─── Data shown ───
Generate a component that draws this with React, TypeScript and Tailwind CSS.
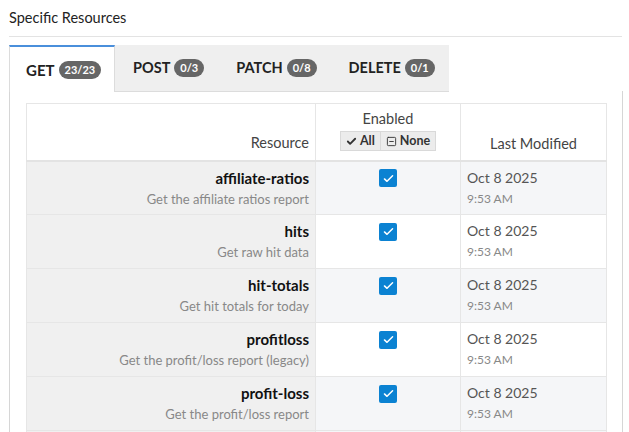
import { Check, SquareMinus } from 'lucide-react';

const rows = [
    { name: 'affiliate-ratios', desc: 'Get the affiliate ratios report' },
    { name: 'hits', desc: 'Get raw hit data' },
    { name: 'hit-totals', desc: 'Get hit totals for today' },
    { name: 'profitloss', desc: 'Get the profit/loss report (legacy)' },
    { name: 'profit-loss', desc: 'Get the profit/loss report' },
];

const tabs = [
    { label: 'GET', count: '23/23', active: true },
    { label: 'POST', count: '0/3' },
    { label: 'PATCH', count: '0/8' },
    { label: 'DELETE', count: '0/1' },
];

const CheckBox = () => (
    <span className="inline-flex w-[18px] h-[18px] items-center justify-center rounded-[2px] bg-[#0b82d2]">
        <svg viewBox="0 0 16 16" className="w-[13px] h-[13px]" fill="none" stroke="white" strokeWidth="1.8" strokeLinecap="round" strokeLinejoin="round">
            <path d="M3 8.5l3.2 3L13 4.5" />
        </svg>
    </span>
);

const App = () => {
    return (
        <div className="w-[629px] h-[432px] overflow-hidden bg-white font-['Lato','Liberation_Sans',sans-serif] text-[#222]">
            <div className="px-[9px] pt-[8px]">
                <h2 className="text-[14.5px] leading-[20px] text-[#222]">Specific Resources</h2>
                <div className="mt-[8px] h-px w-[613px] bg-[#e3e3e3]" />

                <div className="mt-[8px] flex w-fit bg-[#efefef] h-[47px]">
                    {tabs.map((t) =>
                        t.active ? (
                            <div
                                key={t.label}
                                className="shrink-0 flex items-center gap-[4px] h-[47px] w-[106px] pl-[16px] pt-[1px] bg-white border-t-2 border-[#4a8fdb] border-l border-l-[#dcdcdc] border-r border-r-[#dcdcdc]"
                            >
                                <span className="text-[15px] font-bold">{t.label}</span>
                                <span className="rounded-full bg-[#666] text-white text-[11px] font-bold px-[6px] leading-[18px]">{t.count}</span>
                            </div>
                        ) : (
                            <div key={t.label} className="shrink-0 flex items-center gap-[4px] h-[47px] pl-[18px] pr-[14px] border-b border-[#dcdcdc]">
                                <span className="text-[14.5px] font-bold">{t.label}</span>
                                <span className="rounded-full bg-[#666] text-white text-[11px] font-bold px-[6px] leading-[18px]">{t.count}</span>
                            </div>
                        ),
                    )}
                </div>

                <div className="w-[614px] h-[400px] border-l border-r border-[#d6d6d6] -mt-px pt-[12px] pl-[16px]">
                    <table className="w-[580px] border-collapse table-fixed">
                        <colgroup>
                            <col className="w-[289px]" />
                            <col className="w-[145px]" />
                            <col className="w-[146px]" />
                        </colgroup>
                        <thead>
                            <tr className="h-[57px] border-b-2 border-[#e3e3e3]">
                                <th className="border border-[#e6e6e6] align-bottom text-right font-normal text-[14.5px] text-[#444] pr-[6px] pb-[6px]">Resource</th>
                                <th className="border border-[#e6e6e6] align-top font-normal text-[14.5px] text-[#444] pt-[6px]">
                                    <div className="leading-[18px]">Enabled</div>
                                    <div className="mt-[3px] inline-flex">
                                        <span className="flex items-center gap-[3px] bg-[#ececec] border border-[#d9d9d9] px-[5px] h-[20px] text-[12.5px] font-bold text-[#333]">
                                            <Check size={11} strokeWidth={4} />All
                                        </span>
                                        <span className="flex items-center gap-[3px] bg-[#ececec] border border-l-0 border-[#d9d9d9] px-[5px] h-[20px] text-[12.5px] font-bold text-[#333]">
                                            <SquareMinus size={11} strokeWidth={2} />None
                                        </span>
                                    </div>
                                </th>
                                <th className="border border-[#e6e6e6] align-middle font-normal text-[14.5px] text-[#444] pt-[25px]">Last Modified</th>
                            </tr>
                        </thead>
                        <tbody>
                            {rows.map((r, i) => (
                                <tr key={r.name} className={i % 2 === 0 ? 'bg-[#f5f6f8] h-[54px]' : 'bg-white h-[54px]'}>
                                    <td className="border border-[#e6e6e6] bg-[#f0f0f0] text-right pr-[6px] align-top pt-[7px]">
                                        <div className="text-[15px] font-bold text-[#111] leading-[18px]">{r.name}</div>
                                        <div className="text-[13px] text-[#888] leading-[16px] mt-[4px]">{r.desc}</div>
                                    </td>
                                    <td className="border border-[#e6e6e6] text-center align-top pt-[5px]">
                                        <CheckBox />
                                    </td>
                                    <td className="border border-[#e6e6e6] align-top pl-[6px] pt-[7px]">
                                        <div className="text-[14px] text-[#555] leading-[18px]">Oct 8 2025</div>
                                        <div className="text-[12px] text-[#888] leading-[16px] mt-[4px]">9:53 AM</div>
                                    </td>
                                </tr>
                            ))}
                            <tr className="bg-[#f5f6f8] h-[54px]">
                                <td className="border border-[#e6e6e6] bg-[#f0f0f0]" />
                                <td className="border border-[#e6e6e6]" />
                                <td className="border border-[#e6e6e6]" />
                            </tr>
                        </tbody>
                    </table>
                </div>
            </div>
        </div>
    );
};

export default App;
───
● **Goal**:
Omit the pictures and give the material again, exactly and in full.

● **Answer to the problem**:
Generate a component that draws this with React, TypeScript and Tailwind CSS.
import { Check, SquareMinus } from 'lucide-react';

const rows = [
    { name: 'affiliate-ratios', desc: 'Get the affiliate ratios report' },
    { name: 'hits', desc: 'Get raw hit data' },
    { name: 'hit-totals', desc: 'Get hit totals for today' },
    { name: 'profitloss', desc: 'Get the profit/loss report (legacy)' },
    { name: 'profit-loss', desc: 'Get the profit/loss report' },
];

const tabs = [
    { label: 'GET', count: '23/23', active: true },
    { label: 'POST', count: '0/3' },
    { label: 'PATCH', count: '0/8' },
    { label: 'DELETE', count: '0/1' },
];

const CheckBox = () => (
    <span className="inline-flex w-[18px] h-[18px] items-center justify-center rounded-[2px] bg-[#0b82d2]">
        <svg viewBox="0 0 16 16" className="w-[13px] h-[13px]" fill="none" stroke="white" strokeWidth="1.8" strokeLinecap="round" strokeLinejoin="round">
            <path d="M3 8.5l3.2 3L13 4.5" />
        </svg>
    </span>
);

const App = () => {
    return (
        <div className="w-[629px] h-[432px] overflow-hidden bg-white font-['Lato','Liberation_Sans',sans-serif] text-[#222]">
            <div className="px-[9px] pt-[8px]">
                <h2 className="text-[14.5px] leading-[20px] text-[#222]">Specific Resources</h2>
                <div className="mt-[8px] h-px w-[613px] bg-[#e3e3e3]" />

                <div className="mt-[8px] flex w-fit bg-[#efefef] h-[47px]">
                    {tabs.map((t) =>
                        t.active ? (
                            <div
                                key={t.label}
                                className="shrink-0 flex items-center gap-[4px] h-[47px] w-[106px] pl-[16px] pt-[1px] bg-white border-t-2 border-[#4a8fdb] border-l border-l-[#dcdcdc] border-r border-r-[#dcdcdc]"
                            >
                                <span className="text-[15px] font-bold">{t.label}</span>
                                <span className="rounded-full bg-[#666] text-white text-[11px] font-bold px-[6px] leading-[18px]">{t.count}</span>
                            </div>
                        ) : (
                            <div key={t.label} className="shrink-0 flex items-center gap-[4px] h-[47px] pl-[18px] pr-[14px] border-b border-[#dcdcdc]">
                                <span className="text-[14.5px] font-bold">{t.label}</span>
                                <span className="rounded-full bg-[#666] text-white text-[11px] font-bold px-[6px] leading-[18px]">{t.count}</span>
                            </div>
                        ),
                    )}
                </div>

                <div className="w-[614px] h-[400px] border-l border-r border-[#d6d6d6] -mt-px pt-[12px] pl-[16px]">
                    <table className="w-[580px] border-collapse table-fixed">
                        <colgroup>
                            <col className="w-[289px]" />
                            <col className="w-[145px]" />
                            <col className="w-[146px]" />
                        </colgroup>
                        <thead>
                            <tr className="h-[57px] border-b-2 border-[#e3e3e3]">
                                <th className="border border-[#e6e6e6] align-bottom text-right font-normal text-[14.5px] text-[#444] pr-[6px] pb-[6px]">Resource</th>
                                <th className="border border-[#e6e6e6] align-top font-normal text-[14.5px] text-[#444] pt-[6px]">
                                    <div className="leading-[18px]">Enabled</div>
                                    <div className="mt-[3px] inline-flex">
                                        <span className="flex items-center gap-[3px] bg-[#ececec] border border-[#d9d9d9] px-[5px] h-[20px] text-[12.5px] font-bold text-[#333]">
                                            <Check size={11} strokeWidth={4} />All
                                        </span>
                                        <span className="flex items-center gap-[3px] bg-[#ececec] border border-l-0 border-[#d9d9d9] px-[5px] h-[20px] text-[12.5px] font-bold text-[#333]">
                                            <SquareMinus size={11} strokeWidth={2} />None
                                        </span>
                                    </div>
                                </th>
                                <th className="border border-[#e6e6e6] align-middle font-normal text-[14.5px] text-[#444] pt-[25px]">Last Modified</th>
                            </tr>
                        </thead>
                        <tbody>
                            {rows.map((r, i) => (
                                <tr key={r.name} className={i % 2 === 0 ? 'bg-[#f5f6f8] h-[54px]' : 'bg-white h-[54px]'}>
                                    <td className="border border-[#e6e6e6] bg-[#f0f0f0] text-right pr-[6px] align-top pt-[7px]">
                                        <div className="text-[15px] font-bold text-[#111] leading-[18px]">{r.name}</div>
                                        <div className="text-[13px] text-[#888] leading-[16px] mt-[4px]">{r.desc}</div>
                                    </td>
                                    <td className="border border-[#e6e6e6] text-center align-top pt-[5px]">
                                        <CheckBox />
                                    </td>
                                    <td className="border border-[#e6e6e6] align-top pl-[6px] pt-[7px]">
                                        <div className="text-[14px] text-[#555] leading-[18px]">Oct 8 2025</div>
                                        <div className="text-[12px] text-[#888] leading-[16px] mt-[4px]">9:53 AM</div>
                                    </td>
                                </tr>
                            ))}
                            <tr className="bg-[#f5f6f8] h-[54px]">
                                <td className="border border-[#e6e6e6] bg-[#f0f0f0]" />
                                <td className="border border-[#e6e6e6]" />
                                <td className="border border-[#e6e6e6]" />
                            </tr>
                        </tbody>
                    </table>
                </div>
            </div>
        </div>
    );
};

export default App;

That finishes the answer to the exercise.